On 03/25/2015 10:09 AM, Richard, Tyler wrote:
Something like this? This is the source for the head command, a very simple
reader.
https://github.com/Parquet/parquet-mr/blob/master/parquet-tools/src/main/java/parquet/tools/command/HeadCommand.java
________________________________________
From: manish agarwal [manishagarwa...@gmail.com]

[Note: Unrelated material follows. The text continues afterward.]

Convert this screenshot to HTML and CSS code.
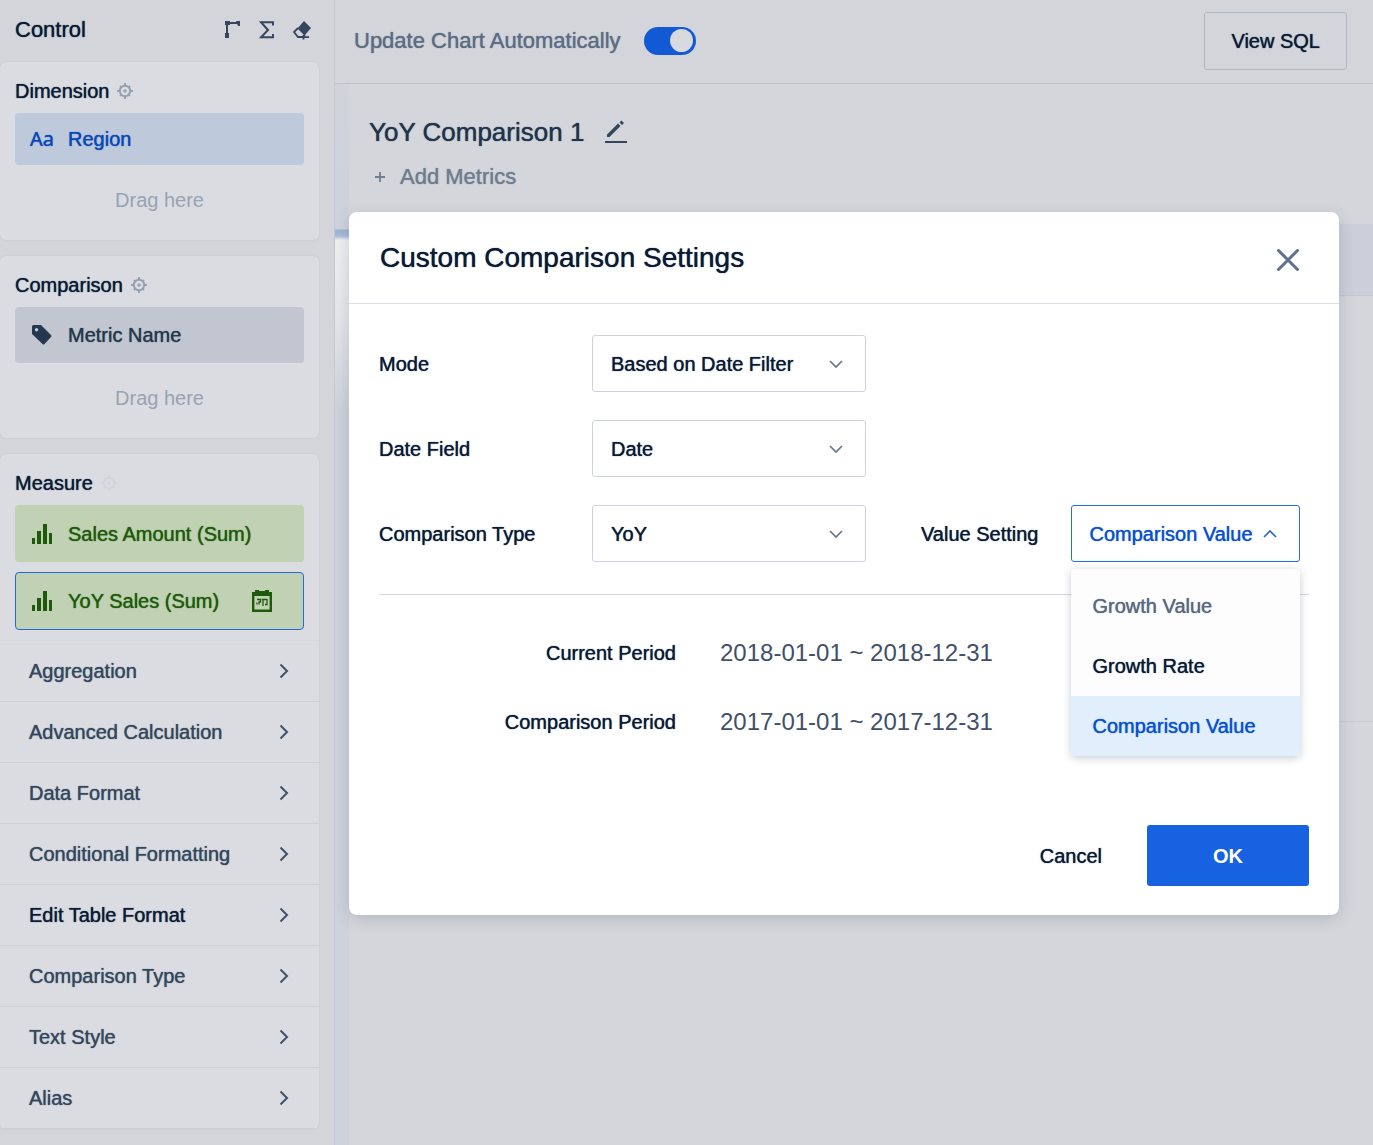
FILE: index.html
```html
<!DOCTYPE html>
<html lang="en">
<head>
    <meta charset="UTF-8">
    <meta name="viewport" content="width=device-width, initial-scale=1.0">
    <link rel="stylesheet" href="styles.css">
    <title>YoY Comparison</title>
</head>
<body>

    <svg class="sprite" aria-hidden="true">
        <symbol id="gear" viewBox="0 0 16 16">
            <circle cx="8" cy="8" r="5.200" fill="none" stroke="currentColor" stroke-width="2"/>
            <circle cx="8" cy="8" r="1.700" fill="currentColor"/>
            <path d="M8 0v3M8 13v3M0 8h3M13 8h3M3 3l1.500 1.500M11.500 11.500L13 13M3 13l1.500-1.500M11.500 4.500L13 3" stroke="currentColor" stroke-width="2"/>
        </symbol>
        <symbol id="bars" viewBox="0 0 20 20">
            <path d="M0 14h3v6H0zM5 7h4v13H5zM11 0h4v20h-4zM17 9h3v11h-3z" fill="currentColor"/>
        </symbol>
        <symbol id="right" viewBox="0 0 10 16">
            <path d="M1.500 1.500L8 8l-6.500 6.500" fill="none" stroke="currentColor" stroke-width="2"/>
        </symbol>
        <symbol id="down" viewBox="0 0 14 8">
            <path d="M1 1l6 6 6-6" fill="none" stroke="currentColor" stroke-width="1.7"/>
        </symbol>
    </svg>

    <div class="page">
        <aside class="sidebar">
            <div class="sidebar-header">
                <h2>Control</h2>
                <div class="tools">
                    <button type="button" aria-label="Swap axes">
                        <svg width="16" height="18" viewBox="0 0 16 18"><path d="M2 13V2h11" fill="none" stroke="currentColor" stroke-width="2"/><path d="M0 0h5v4H0zM0 12h4v5H0zM11 0h4v5h-2z" fill="currentColor"/></svg>
                    </button>
                    <button type="button" aria-label="Totals">
                        <svg width="16" height="18" viewBox="0 0 16 18"><path d="M14 4.500V1.200H2L9 9l-7 7.300h12V13" fill="none" stroke="currentColor" stroke-width="2"/></svg>
                    </button>
                    <button type="button" aria-label="Clear">
                        <svg width="18" height="19" viewBox="0 0 18 19"><path d="M11 0l7 7-6.500 7.500L4.500 7.500z" fill="currentColor"/><path d="M5 7l-4 4 4 5h5l2-2.500M7 16.200h9M10.500 14v4.500" fill="none" stroke="currentColor" stroke-width="1.800"/></svg>
                    </button>
                </div>
            </div>

            <section class="card">
                <h3>Dimension <svg class="gear"><use href="#gear"/></svg></h3>
                <button type="button" class="chip chip-dimension"><span class="chip-icon chip-aa">Aa</span>Region</button>
                <p class="drag">Drag here</p>
            </section>

            <section class="card">
                <h3>Comparison <svg class="gear"><use href="#gear"/></svg></h3>
                <button type="button" class="chip chip-comparison">
                    <span class="chip-icon"><svg width="20" height="20" viewBox="0 0 20 20"><path fill-rule="evenodd" d="M0 1.500Q0 0 1.500 0H9l10 10q1 1 0 2l-6.500 7q-1 1-2 0L0 9zM4.500 3a1.700 1.700 0 1 0 .1 0z" fill="currentColor"/></svg></span>Metric Name
                </button>
                <p class="drag">Drag here</p>
            </section>

            <section class="card card-measure">
                <h3>Measure <svg class="gear gear-faint"><use href="#gear"/></svg></h3>
                <button type="button" class="chip chip-measure">
                    <span class="chip-icon"><svg width="20" height="20"><use href="#bars"/></svg></span>Sales Amount (Sum)
                </button>
                <button type="button" class="chip chip-measure selected">
                    <span class="chip-icon"><svg width="20" height="20"><use href="#bars"/></svg></span>YoY Sales (Sum)
                    <svg class="calendar" width="20" height="22" viewBox="0 0 20 22"><path d="M1.200 4h17.600v16.800H1.200z" fill="none" stroke="currentColor" stroke-width="2.400"/><path d="M0 2h3V0h4v1h6V0h4v2h3v4H0z" fill="currentColor"/><path d="M5 9.500h3.500V12H7v2.500M11 16V9.500h4v5h-2M11 9.500H9.800M5 12.500v2" fill="none" stroke="currentColor" stroke-width="1.300"/></svg>
                </button>

                <ul class="options">
                    <li><button type="button">Aggregation <svg><use href="#right"/></svg></button></li>
                    <li><button type="button">Advanced Calculation <svg><use href="#right"/></svg></button></li>
                    <li><button type="button">Data Format <svg><use href="#right"/></svg></button></li>
                    <li><button type="button">Conditional Formatting <svg><use href="#right"/></svg></button></li>
                    <li><button type="button" class="active">Edit Table Format <svg><use href="#right"/></svg></button></li>
                    <li><button type="button">Comparison Type <svg><use href="#right"/></svg></button></li>
                    <li><button type="button">Text Style <svg><use href="#right"/></svg></button></li>
                    <li><button type="button">Alias <svg><use href="#right"/></svg></button></li>
                </ul>
            </section>
        </aside>

        <main>
            <div class="topbar">
                <label for="autoUpdate">Update Chart Automatically</label>
                <input type="checkbox" class="switch" id="autoUpdate" checked>
                <button type="button" class="sql">View SQL</button>
            </div>
            <div class="chart">
                <div class="gutter"></div>
                <div class="panel">
                    <div class="chart-title">
                        <h1>YoY Comparison 1</h1>
                        <button type="button" aria-label="Rename">
                            <svg width="22" height="24" viewBox="0 0 22 24"><path d="M2 14.500L13 3.500l2.500 2.500L4.500 17H2zM14.500 2.500l2-2L19 3l-2 2z" fill="currentColor"/><path d="M0 22h22" stroke="currentColor" stroke-width="2"/></svg>
                        </button>
                    </div>
                    <button type="button" class="add"><svg width="12" height="12" viewBox="0 0 12 12"><path d="M6 1v10M1 6h10" stroke="currentColor" stroke-width="1.800"/></svg>Add Metrics</button>
                    <div class="table-head"></div>
                    <div class="table-body"></div>
                </div>
            </div>
        </main>
    </div>

    <div class="overlay">
        <div class="modal" role="dialog" aria-labelledby="modalTitle">
            <div class="modal-header">
                <h2 id="modalTitle">Custom Comparison Settings</h2>
                <button type="button" aria-label="Close"><svg width="22" height="22" viewBox="0 0 22 22"><path d="M1.500 1.500l19 19M20.500 1.500l-19 19" stroke="currentColor" stroke-width="3" stroke-linecap="round"/></svg></button>
            </div>

            <form class="modal-body">
                <div class="row">
                    <label for="mode">Mode</label>
                    <div class="select"><select id="mode"><option>Based on Date Filter</option></select><svg><use href="#down"/></svg></div>
                </div>
                <div class="row">
                    <label for="dateField">Date Field</label>
                    <div class="select"><select id="dateField"><option>Date</option></select><svg><use href="#down"/></svg></div>
                </div>
                <div class="row">
                    <label for="compType">Comparison Type</label>
                    <div class="select"><select id="compType"><option>YoY</option></select><svg><use href="#down"/></svg></div>
                    <label for="valueSetting" class="value-label">Value Setting</label>
                    <div class="select open">
                        <select id="valueSetting"><option>Comparison Value</option><option>Growth Value</option><option>Growth Rate</option></select>
                        <svg><use href="#down"/></svg>
                        <div class="menu">
                            <button type="button" class="muted">Growth Value</button>
                            <button type="button">Growth Rate</button>
                            <button type="button" class="current">Comparison Value</button>
                        </div>
                    </div>
                </div>

                <dl class="periods">
                    <dt>Current Period</dt>
                    <dd>2018-01-01 ~ 2018-12-31</dd>
                    <dt>Comparison Period</dt>
                    <dd>2017-01-01 ~ 2017-12-31</dd>
                </dl>

                <div class="actions">
                    <button type="button" class="cancel">Cancel</button>
                    <button type="button" class="ok">OK</button>
                </div>
            </form>
        </div>
    </div>

</body>
</html>
```
FILE: styles.css
```css
* {
    box-sizing: border-box;
}

body {
    font-family: "Liberation Sans", Arial, sans-serif;
    font-size: 20px;
    line-height: 24px;
    margin: 0;
    color: #0b1b36;
    background-color: #d3d5db;
    text-shadow: 0 0 1px currentColor;
}

h1, h2, h3, p, ul, dl, dd {
    margin: 0;
    padding: 0;
    font-weight: normal;
}

button, select {
    font: inherit;
    color: inherit;
    text-shadow: inherit;
    background: none;
    border: none;
    padding: 0;
    margin: 0;
    cursor: pointer;
}

svg {
    display: block;
    flex: none;
}

.sprite {
    position: absolute;
    width: 0;
    height: 0;
}

.page {
    display: flex;
    min-height: 100vh;
}

/* sidebar */
.sidebar {
    width: 335px;
    flex: none;
    padding: 0 15px 15px 0;
    border-right: 1px solid #c3c9d3;
}

.sidebar-header {
    display: flex;
    align-items: center;
    justify-content: space-between;
    height: 62px;
    padding: 0 8px 2px 15px;
}

.sidebar-header h2 {
    font-size: 22px;
}

.tools {
    display: flex;
    align-items: center;
    gap: 18px;
    color: #34475f;
}

.card {
    margin-bottom: 16px;
    padding: 17px 15px 28px;
    background-color: #dbdce1;
    border-radius: 6px;
    box-shadow: 0 0 2px rgba(120, 135, 160, 0.2);
}

.card h3 {
    display: flex;
    align-items: center;
    gap: 8px;
    margin-bottom: 10px;
    font-size: 20px;
}

.gear {
    width: 16px;
    height: 16px;
    color: #95a1b2;
}

.gear-faint {
    opacity: 0.1;
}

.chip {
    display: flex;
    align-items: center;
    width: 100%;
    padding: 14px 15px;
    border-radius: 4px;
    text-align: left;
}

.chip-icon {
    width: 38px;
    padding-left: 2px;
}

.chip-aa {
    font-family: "Noto Sans", sans-serif;
    padding-left: 0;
}

.chip-dimension {
    background-color: #bec9dc;
    color: #0a47b5;
}

.chip-comparison {
    padding: 16px 15px;
    background-color: #c1c6d0;
    color: #263850;
}

.chip-measure {
    height: 57px;
    margin-bottom: 10px;
    background-color: #c0d1b4;
    color: #1f5a0c;
}

.chip-measure.selected {
    height: 58px;
    border: 1px solid #2468dc;
    padding: 0 14px;
}

.calendar {
    margin-left: auto;
    margin-right: 17px;
}

.drag {
    margin-top: 23px;
    text-align: center;
    color: #99a3b2;
    text-shadow: none;
}

.card-measure {
    margin-bottom: 0;
    padding: 17px 0 0;
}

.card-measure h3 {
    padding: 0 15px;
}

.card-measure .chip {
    width: calc(100% - 30px);
    margin-left: 15px;
}

.options {
    list-style: none;
}

.options li {
    border-bottom: 1px solid #cdd0d9;
}

.options li:first-child {
    border-top: 1px solid #d3d8d8;
}

.options button {
    display: flex;
    align-items: center;
    justify-content: space-between;
    width: 100%;
    height: 60px;
    padding: 0 30px 0 29px;
    color: #35475f;
}

.options svg {
    width: 10px;
    height: 16px;
    color: #40526a;
}

.options .active {
    color: #0b1b36;
}

/* chart area */
main {
    flex: 1;
    display: flex;
    flex-direction: column;
}

.topbar {
    display: flex;
    align-items: center;
    height: 84px;
    padding: 0 26px 2px 19px;
    border-bottom: 1px solid #bcc3cd;
}

.topbar label {
    font-size: 22px;
    color: #5c6c83;
}

.switch {
    appearance: none;
    display: flex;
    align-items: center;
    justify-content: flex-end;
    width: 52px;
    height: 28px;
    margin: 0 0 0 23px;
    padding: 0 3px;
    border-radius: 14px;
    background-color: #125ad4;
    cursor: pointer;
}

.switch::before {
    content: "";
    width: 23px;
    height: 23px;
    border-radius: 50%;
    background-color: #d8dae0;
}

.sql {
    height: 58px;
    margin-left: auto;
    padding: 0 26px;
    border: 1px solid #adb6c3;
    border-radius: 3px;
}

.chart {
    flex: 1;
    display: flex;
}

.gutter {
    width: 14px;
    background: linear-gradient(#d0d3da 0, #cdd2db 145px, #9db3d0 146px, #a9bdd6 152px, #eeeff1 156px, #e6e7ea 230px, #ced2da 325px, #ced2da 100%);
}

.panel {
    flex: 1;
    padding-top: 34px;
    background-color: #d4d6db;
}

.chart-title {
    display: flex;
    align-items: center;
    gap: 21px;
    padding-left: 20px;
    color: #34475f;
}

.chart-title h1 {
    font-size: 26px;
    line-height: 28px;
    color: #22334c;
}

.add {
    display: flex;
    align-items: center;
    gap: 14px;
    margin: 19px 0 35px 25px;
    font-size: 22px;
    color: #6f7d8f;
}

.table-head {
    height: 72px;
    background-color: #cbcfda;
    border-bottom: 1px solid #c1c6d0;
}

.table-body {
    height: 426px;
    border-bottom: 1px solid #c9ccd4;
}

/* dialog */
.overlay {
    position: absolute;
    top: 0;
    left: 0;
    right: 0;
    padding: 212px 34px 0 349px;
}

.modal {
    background-color: #fff;
    border-radius: 8px;
    box-shadow: 0 4px 16px rgba(60, 70, 90, 0.2);
}

.modal-header {
    display: flex;
    align-items: center;
    justify-content: space-between;
    height: 92px;
    padding: 0 40px 0 31px;
    border-bottom: 1px solid #dbe0e8;
}

.modal-header h2 {
    font-size: 28px;
}

.modal-header button {
    padding-top: 4px;
    color: #60718c;
}

.modal-body {
    padding: 31px 30px 29px;
}

.row {
    display: flex;
    align-items: center;
    margin-bottom: 28px;
}

.row label {
    width: 213px;
    flex: none;
}

.row .value-label {
    width: auto;
    margin: 0 32px 0 55px;
}

.select {
    position: relative;
    width: 274px;
}

.select select {
    appearance: none;
    display: block;
    width: 100%;
    height: 57px;
    padding: 0 40px 0 18px;
    border: 1px solid #ccd3de;
    border-radius: 3px;
    background-color: #fff;
}

.select > svg {
    position: absolute;
    top: 25px;
    right: 23px;
    width: 14px;
    height: 8px;
    color: #66758d;
    pointer-events: none;
}

.select.open {
    width: 229px;
}

.open select {
    border-color: #2370e6;
    padding-right: 30px;
    color: #0b4fcf;
}

.open > svg {
    color: #2a66cf;
    transform: rotate(180deg);
}

.menu {
    position: absolute;
    top: 64px;
    left: 0;
    width: 100%;
    padding-top: 7px;
    background-color: #fdfdfe;
    border-radius: 4px;
    box-shadow: 0 2px 8px rgba(40, 50, 80, 0.25);
    overflow: hidden;
    z-index: 1;
}

.menu button {
    display: block;
    width: 100%;
    height: 60px;
    padding: 0 22px;
    text-align: left;
}

.menu .muted {
    color: #5a6880;
}

.menu .current {
    background-color: #e1effc;
    color: #0b4fcf;
}

.periods {
    display: grid;
    grid-template-columns: 297px 1fr;
    column-gap: 44px;
    row-gap: 45px;
    margin-top: 32px;
    padding: 46px 0 91px;
    border-top: 1px solid #d3d8e2;
}

.periods dt {
    text-align: right;
}

.periods dd {
    font-size: 24px;
    color: #40506a;
    text-shadow: none;
}

.actions {
    display: flex;
    align-items: center;
    justify-content: flex-end;
    gap: 45px;
}

.ok {
    width: 162px;
    height: 61px;
    border-radius: 3px;
    background-color: #1662e0;
    color: #fff;
    font-weight: bold;
    text-shadow: none;
}
```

Sent: Tuesday, March 24, 2015 9:56 PM
To: dev@parquet.incubator.apache.org
Subject: Re: reader is a bit complex
actaully i wanted to write a java utility which will read me columns and
then i can process those fields as per my requirements . Hence was looking
for some examples
The first thing to do is to choose how you want to represent the data,
the objects that you want Parquet to pass back to your program. This
determines the variant you end up using to do the read, like
parquet-avro, parquet-thrift, or parquet-protobuf. If you don't know
which one you want, I recommend Avro because it's pretty flexible and
you can use basically all the same code with Avro files instead of
Parquet if you need to.
It might be tempting to go without an object model because they seem
like add-ons, but that's a much bigger commitment. I also do NOT
recommend using the "example" object model (it is what it says: an
example) or the "simple" model from parquet-tools. When in doubt, use
parquet-avro.
Once you know that, then it's just a matter of instantiating your reader:
AvroParquetReader<GenericRecord> reader =
new AvroParquetReader<GenericRecord>(file);
GenericRecord nextRecord;
while ((nextRecord = reader.read()) != null) {
// process nextRecord
}
reader.close();
I hope that helps!
rb
--
Ryan Blue
Software Engineer
Cloudera, Inc.